There are also focused equity funds that invest in thirty stocks of companies at the maximum. These companies have a definite market capitalization that’s specified when the scheme is launched.
Depending On Market Capitalization
Some of the schemes are based on investing in companies with particular market capitalization only. Given below are the five common types:
The large-cap businesses are well-reputed and established. Thus, these funds are able to offer consistent returns.
Mid And Small-Cap Funds:
This type of equity fund is about investing in both small and medium-sized companies and contains the ability to provide good returns.
The mid-cap funds tend to focus on medium-sized enterprises. The large-cap equity schemes are more stable than mid-cap funds.

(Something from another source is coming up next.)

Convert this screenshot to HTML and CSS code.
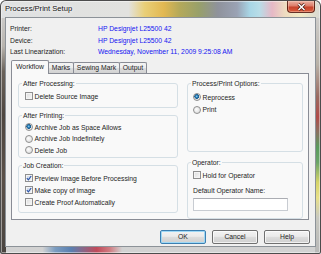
FILE: index.html
```html
<!DOCTYPE html>
<html lang="en">
<head>
  <meta charset="UTF-8" />
  <title>Process/Print Setup</title>
  <link rel="stylesheet" href="styles.css">
</head>
<body>
  <div class="window">
    <div class="titlebar">
      <span class="title">Process/Print Setup</span>
      <div class="close">
        <svg width="9" height="8" viewBox="0 0 9 8">
          <path d="M1.5 1 L7.5 7 M7.5 1 L1.5 7" stroke="#4a1a10" stroke-width="3" />
          <path d="M1.5 1 L7.5 7 M7.5 1 L1.5 7" stroke="#fff" stroke-width="1.5" />
        </svg>
      </div>
    </div>

    <div class="client">
      <!-- printer info -->
      <div class="info">
        <span>Printer:</span><span class="val">HP Designjet L25500 42</span>
        <span>Device:</span><span class="val">HP Designjet L25500 42</span>
        <span>Last Linearization:</span><span class="val">Wednesday, November 11, 2009 9:25:08 AM</span>
      </div>

      <div class="tabs">
        <div class="tab active">Workflow</div>
        <div class="tab marks">Marks</div>
        <div class="tab sewing">Sewing Mark</div>
        <div class="tab output">Output</div>
      </div>

      <div class="panel">
        <div class="col">
          <fieldset class="grp g1">
            <legend>After Processing:</legend>
            <label class="row"><span class="cb"></span>Delete Source Image</label>
          </fieldset>

          <fieldset class="grp g2">
            <legend>After Printing:</legend>
            <label class="row"><span class="rb on"></span>Archive Job as Space Allows</label>
            <label class="row"><span class="rb"></span>Archive Job Indefinitely</label>
            <label class="row"><span class="rb"></span>Delete Job</label>
          </fieldset>

          <fieldset class="grp g3">
            <legend>Job Creation:</legend>
            <label class="row"><span class="cb on"><svg viewBox="0 0 6 6"><path d="M0.8 3.2 L2.4 4.8 L5.2 1" fill="none" stroke="#2c55a8" stroke-width="1.2" /></svg></span>Preview Image Before Processing</label>
            <label class="row"><span class="cb on"><svg viewBox="0 0 6 6"><path d="M0.8 3.2 L2.4 4.8 L5.2 1" fill="none" stroke="#2c55a8" stroke-width="1.2" /></svg></span>Make copy of image</label>
            <label class="row"><span class="cb"></span>Create Proof Automatically</label>
          </fieldset>
        </div>

        <div class="col right">
          <fieldset class="grp g4">
            <legend>Process/Print Options:</legend>
            <label class="row"><span class="rb on"></span>Reprocess</label>
            <label class="row"><span class="rb"></span>Print</label>
          </fieldset>

          <fieldset class="grp g5">
            <legend>Operator:</legend>
            <label class="row"><span class="cb"></span>Hold for Operator</label>
            <div class="field-label">Default Operator Name:</div>
            <div class="txt"></div>
          </fieldset>
        </div>
      </div>

      <div class="buttons">
        <div class="btn default">OK</div>
        <div class="btn">Cancel</div>
        <div class="btn">Help</div>
      </div>
    </div>
  </div>
</body>
</html>
```

FILE: styles.css
```css
* {
  box-sizing: border-box;
}

body {
  margin: 0;
  font-family: 'Liberation Sans', Arial, sans-serif;
  font-size: 6.8px;
  color: #1e1e1e;
  background: #fff;
}

.window {
  width: 321px;
  height: 254px;
  padding: 0 4px 6px 4px;
  border: 1px solid rgba(30, 30, 30, 0.75);
  border-radius: 6px 6px 2px 2px;
  box-shadow: inset 0 0 0 1px rgba(255, 255, 255, 0.45);
  background:
    linear-gradient(90deg, #dfe1e2 0, #e2e2df 40%, #e9cf78 45%, #e2b852 51%, #b4a95a 56%, #98a06a 62%, #8f929c 68%, #9aa2b4 74%, #a8d6e6 78%, #b8dde8 81%, #e6b8c6 85%, #eedcc0 89%, #f2ecc8 94%, #d8d8d2 100%) left top / 100% 17px no-repeat,
    linear-gradient(180deg, #d8d8d8 0, #b8b4ae 18%, #6a625a 28%, #4e4640 45%, #5a5048 70%, #4a4440 100%) left top / 5px 100% no-repeat,
    linear-gradient(180deg, #d6d6d6 0, #b8b2a8 25%, #9a6a60 38%, #b04a48 46%, #8a7060 52%, #5a9a5c 58%, #6aa468 64%, #d6d468 72%, #e8e088 78%, #c8c8c0 86%, #b8b8b8 100%) right top / 5px 100% no-repeat,
    linear-gradient(90deg, #d2d2d2 0, #d2d2d2 13%, #7b9cc0 17%, #5a7fb0 22%, #c04a5a 30%, #d07a80 34%, #d2d2d2 38%, #d2d2d2 100%) left bottom / 100% 7px no-repeat,
    #d6d6d6;
}

/* title bar */
.titlebar {
  display: flex;
  justify-content: space-between;
  height: 16px;
}

.title {
  font-size: 7.6px;
  line-height: 15px;
  color: #111;
  text-shadow: 0 0 5px rgba(255, 255, 255, 0.95), 0 0 2px rgba(255, 255, 255, 0.9);
}

.close {
  display: flex;
  align-items: center;
  justify-content: center;
  width: 28px;
  height: 12px;
  margin-right: 1px;
  border: 1px solid rgba(70, 20, 10, 0.8);
  border-top: none;
  border-radius: 0 0 4px 4px;
  background: linear-gradient(#eab0a2, #dc7c68 45%, #c7432c 55%, #d85a3a 100%);
  box-shadow: inset 0 0 0 1px rgba(255, 220, 200, 0.4);
}

/* client area */
.client {
  width: 311px;
  height: 230px;
  border: 1px solid #8c9298;
  background: #f0f0f0;
}

.info {
  display: grid;
  grid-template-columns: 88px auto;
  padding: 5px 0 0 4px;
  line-height: 11.5px;
}

.val {
  color: #1414f0;
}

.tabs {
  display: flex;
  align-items: flex-end;
  height: 13px;
  margin: 2.5px 0 0 5px;
}

.tab {
  height: 11px;
  width: 26px;
  margin-left: -1px;
  border: 1px solid #898c95;
  border-bottom: none;
  border-radius: 2px 2px 0 0;
  background: linear-gradient(#f4f4f4, #ececec 50%, #dedede 50%, #d2d2d2);
  text-align: center;
  line-height: 10px;
}

.tab.active {
  position: relative;
  z-index: 1;
  width: 38px;
  height: 14px;
  margin-left: 0;
  margin-bottom: -1px;
  background: #f9f9f9;
  line-height: 12px;
}

.tab.sewing {
  width: 47px;
}

.tab.output {
  width: 28px;
}

.panel {
  display: grid;
  grid-template-columns: 160px 116px;
  column-gap: 9px;
  width: 298px;
  height: 147px;
  margin-left: 5px;
  padding: 3.5px 5px 0 6px;
  border: 1px solid #898c95;
  background: #f9f9f9;
}

.col {
  display: flex;
  flex-direction: column;
  gap: 2px;
}

.col.right {
  gap: 5px;
}

/* group boxes */
.grp {
  margin: 0;
  min-width: 0;
  border: 1px solid #d5dfe5;
  border-radius: 3px;
  padding: 1px 4px 0 6px;
}

.grp legend {
  padding: 0 1px;
  margin-left: -3px;
  line-height: 11px;
}

.right .grp {
  padding-left: 5px;
}

.right .grp legend {
  margin-left: -2px;
}

.g1 {
  padding-top: 1.5px;
  padding-bottom: 4.5px;
}

.g2 {
  padding-bottom: 1px;
}

.g2 .row {
  height: 11.5px;
}

.g3 {
  padding-bottom: 3.5px;
}

.g4 {
  flex: 1;
  padding-top: 2.5px;
}

.g4 .row {
  height: 12.5px;
}

.g5 {
  padding-bottom: 7px;
}

.row {
  display: flex;
  align-items: center;
  gap: 1.5px;
  height: 12px;
}

.cb {
  display: flex;
  align-items: center;
  justify-content: center;
  width: 8px;
  height: 8px;
  border: 1px solid #8f8f8f;
  background: linear-gradient(135deg, #dcdcdc, #f8f8f8);
  box-shadow: inset 0 0 0 1px #f4f4f4;
}

.cb.on {
  background: linear-gradient(135deg, #c9d4e6, #eef2fa);
}

.cb svg {
  width: 6px;
  height: 6px;
}

.rb {
  width: 8px;
  height: 8px;
  border: 1px solid #8f8f8f;
  border-radius: 50%;
  background: radial-gradient(circle at 40% 40%, #fdfdfd, #d6d6d6);
}

.rb.on {
  background:
    radial-gradient(circle at 45% 40%, #9ad2f2 0, #2a7fb8 1.2px, #175a8c 2.2px, rgba(23, 90, 140, 0) 2.6px),
    radial-gradient(circle at 40% 40%, #fdfdfd, #d6d6d6);
}

.field-label {
  margin-top: 4px;
  line-height: 11px;
}

.txt {
  width: 95px;
  height: 13px;
  margin-top: 2px;
  border: 1px solid #c8ccd2;
  border-top-color: #abadb3;
  background: #fff;
}

/* dialog buttons */
.buttons {
  display: flex;
  justify-content: flex-end;
  gap: 6px;
  margin-top: 10px;
  padding-right: 5px;
}

.btn {
  width: 46px;
  height: 14px;
  border: 1px solid #707070;
  border-radius: 2px;
  background: linear-gradient(#f2f2f2, #ebebeb 45%, #dddddd 50%, #cfcfcf);
  box-shadow: inset 0 0 0 1px rgba(255, 255, 255, 0.7);
  text-align: center;
  line-height: 12px;
}

.btn.default {
  border-color: #3c7fb1;
  box-shadow: inset 0 0 0 1px #9ed8f6;
  background: linear-gradient(#eaf6fd, #d9f0fc 45%, #bee6fd 50%, #a7d9f5);
  background: linear-gradient(#f2f2f2, #ebebeb 45%, #dddddd 50%, #cfcfcf);
}
```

The small-cap equity funds are about investing in the stocks of small companies. Investors need to know beforehand that the small-cap equity funds have a greater probability of coming under market risks and volatility.
The multi-cap schemes are focused on investing in varied stocks across different market capitalizations. The decision to invest in a specific capitalization rests on the fund manager and his analysis of the market volatility.
Depending On The Investment Style
Equity funds can be further categorized into active and passive funds, and here’s how you can differentiate between these two:
These funds are actively handled by a fund manager who selects the stocks that the investors put their money in. As such, all the funds mentioned above are active funds.
These funds are different in the sense that they track a market segment or index that determines the stock list for the scheme to invest in. In such funds, the fund manager does not play an active role in choosing the stocks.
Having a clear idea about different types of equity funds puts you in a better position in terms of making sound investment decisions. So, start considering the suitability of the types of funds mentioned above as per your financial situation before coming to a decision.